Problem requirements
Pull each line holding "index" out of the entries below.

Given entries
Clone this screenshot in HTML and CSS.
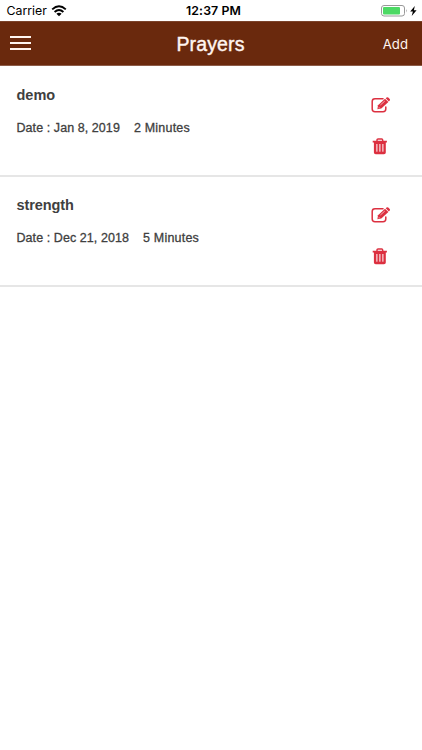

* * *

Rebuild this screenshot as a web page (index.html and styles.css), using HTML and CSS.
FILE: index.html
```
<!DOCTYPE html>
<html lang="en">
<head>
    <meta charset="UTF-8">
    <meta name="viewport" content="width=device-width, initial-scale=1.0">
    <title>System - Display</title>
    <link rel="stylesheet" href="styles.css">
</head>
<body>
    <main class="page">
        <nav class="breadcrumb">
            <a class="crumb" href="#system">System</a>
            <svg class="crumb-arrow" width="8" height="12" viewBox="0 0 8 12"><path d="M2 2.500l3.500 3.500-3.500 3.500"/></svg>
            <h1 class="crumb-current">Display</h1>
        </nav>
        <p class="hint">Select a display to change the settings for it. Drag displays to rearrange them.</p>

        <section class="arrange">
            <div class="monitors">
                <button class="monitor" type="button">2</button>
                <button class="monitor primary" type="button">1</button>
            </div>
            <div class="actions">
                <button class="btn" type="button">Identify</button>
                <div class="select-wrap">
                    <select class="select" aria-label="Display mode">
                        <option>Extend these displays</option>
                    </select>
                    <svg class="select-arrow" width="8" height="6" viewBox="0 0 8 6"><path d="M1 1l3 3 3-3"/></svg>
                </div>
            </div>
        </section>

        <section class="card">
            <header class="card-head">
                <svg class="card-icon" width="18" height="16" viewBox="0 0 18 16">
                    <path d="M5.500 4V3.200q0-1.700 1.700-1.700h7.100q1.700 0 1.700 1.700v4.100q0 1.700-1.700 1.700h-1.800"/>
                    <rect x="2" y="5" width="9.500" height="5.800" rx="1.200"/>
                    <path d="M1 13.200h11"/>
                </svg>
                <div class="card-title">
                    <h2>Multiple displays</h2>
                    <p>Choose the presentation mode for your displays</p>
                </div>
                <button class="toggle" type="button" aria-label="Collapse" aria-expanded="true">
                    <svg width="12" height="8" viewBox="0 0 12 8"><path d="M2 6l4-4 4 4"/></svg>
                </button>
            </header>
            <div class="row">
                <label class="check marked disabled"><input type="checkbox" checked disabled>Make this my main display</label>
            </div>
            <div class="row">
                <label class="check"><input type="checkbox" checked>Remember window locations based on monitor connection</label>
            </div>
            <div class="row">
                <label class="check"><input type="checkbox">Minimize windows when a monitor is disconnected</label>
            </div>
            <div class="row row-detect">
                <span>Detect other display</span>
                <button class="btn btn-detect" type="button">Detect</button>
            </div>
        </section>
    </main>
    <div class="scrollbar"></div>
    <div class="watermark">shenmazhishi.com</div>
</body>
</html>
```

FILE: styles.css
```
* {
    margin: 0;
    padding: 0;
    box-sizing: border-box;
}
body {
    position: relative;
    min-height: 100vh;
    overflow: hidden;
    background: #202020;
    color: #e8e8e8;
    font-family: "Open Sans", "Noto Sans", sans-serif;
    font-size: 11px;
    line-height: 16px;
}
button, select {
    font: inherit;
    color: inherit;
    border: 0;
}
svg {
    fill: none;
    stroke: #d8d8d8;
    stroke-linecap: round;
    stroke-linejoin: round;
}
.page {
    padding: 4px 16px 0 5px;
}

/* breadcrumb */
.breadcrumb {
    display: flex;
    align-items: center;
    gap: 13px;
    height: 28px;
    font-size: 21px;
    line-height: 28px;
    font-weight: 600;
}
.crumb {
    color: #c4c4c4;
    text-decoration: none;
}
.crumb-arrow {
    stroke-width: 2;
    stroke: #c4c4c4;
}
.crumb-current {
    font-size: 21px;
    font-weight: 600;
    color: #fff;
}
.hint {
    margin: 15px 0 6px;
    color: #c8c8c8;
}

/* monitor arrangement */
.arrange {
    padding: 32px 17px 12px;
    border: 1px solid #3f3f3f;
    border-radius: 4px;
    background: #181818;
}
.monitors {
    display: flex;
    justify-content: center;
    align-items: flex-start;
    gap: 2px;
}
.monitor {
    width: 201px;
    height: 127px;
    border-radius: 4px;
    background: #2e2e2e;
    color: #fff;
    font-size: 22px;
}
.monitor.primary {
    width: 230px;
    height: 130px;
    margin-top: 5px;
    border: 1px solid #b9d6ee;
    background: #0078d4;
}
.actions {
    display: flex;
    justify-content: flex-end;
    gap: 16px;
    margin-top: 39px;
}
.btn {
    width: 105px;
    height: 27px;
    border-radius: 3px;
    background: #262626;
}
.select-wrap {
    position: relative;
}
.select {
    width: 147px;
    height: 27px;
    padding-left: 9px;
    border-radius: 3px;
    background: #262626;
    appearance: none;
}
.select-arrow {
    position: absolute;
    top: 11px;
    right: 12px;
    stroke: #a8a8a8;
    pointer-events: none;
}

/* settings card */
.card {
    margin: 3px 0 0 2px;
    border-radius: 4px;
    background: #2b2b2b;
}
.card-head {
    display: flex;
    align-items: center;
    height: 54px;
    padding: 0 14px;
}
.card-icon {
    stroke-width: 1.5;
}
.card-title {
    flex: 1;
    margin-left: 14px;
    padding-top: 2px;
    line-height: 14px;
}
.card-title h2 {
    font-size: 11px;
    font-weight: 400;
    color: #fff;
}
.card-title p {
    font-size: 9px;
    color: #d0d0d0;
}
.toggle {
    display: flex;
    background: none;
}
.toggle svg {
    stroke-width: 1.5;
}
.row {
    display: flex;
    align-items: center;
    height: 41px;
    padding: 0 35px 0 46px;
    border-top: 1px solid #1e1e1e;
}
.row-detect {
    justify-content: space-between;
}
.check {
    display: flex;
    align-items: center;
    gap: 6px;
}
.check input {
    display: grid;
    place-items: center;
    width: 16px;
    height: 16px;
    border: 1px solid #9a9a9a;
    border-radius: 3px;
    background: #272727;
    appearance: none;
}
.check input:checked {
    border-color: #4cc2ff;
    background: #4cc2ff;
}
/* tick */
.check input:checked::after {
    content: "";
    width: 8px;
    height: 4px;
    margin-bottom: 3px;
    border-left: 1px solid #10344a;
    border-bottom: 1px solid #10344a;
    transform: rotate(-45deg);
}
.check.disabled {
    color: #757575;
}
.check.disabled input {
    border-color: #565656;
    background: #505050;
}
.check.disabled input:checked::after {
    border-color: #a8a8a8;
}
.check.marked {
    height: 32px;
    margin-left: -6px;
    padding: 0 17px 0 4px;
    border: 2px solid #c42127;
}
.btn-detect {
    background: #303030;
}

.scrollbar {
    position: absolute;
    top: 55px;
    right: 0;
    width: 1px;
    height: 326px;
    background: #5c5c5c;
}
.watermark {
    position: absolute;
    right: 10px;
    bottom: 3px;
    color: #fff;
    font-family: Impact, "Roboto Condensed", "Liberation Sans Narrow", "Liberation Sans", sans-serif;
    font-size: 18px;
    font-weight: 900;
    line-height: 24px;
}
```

Answer to the problem
Rebuild this screenshot as a web page (index.html and styles.css), using HTML and CSS.
FILE: index.html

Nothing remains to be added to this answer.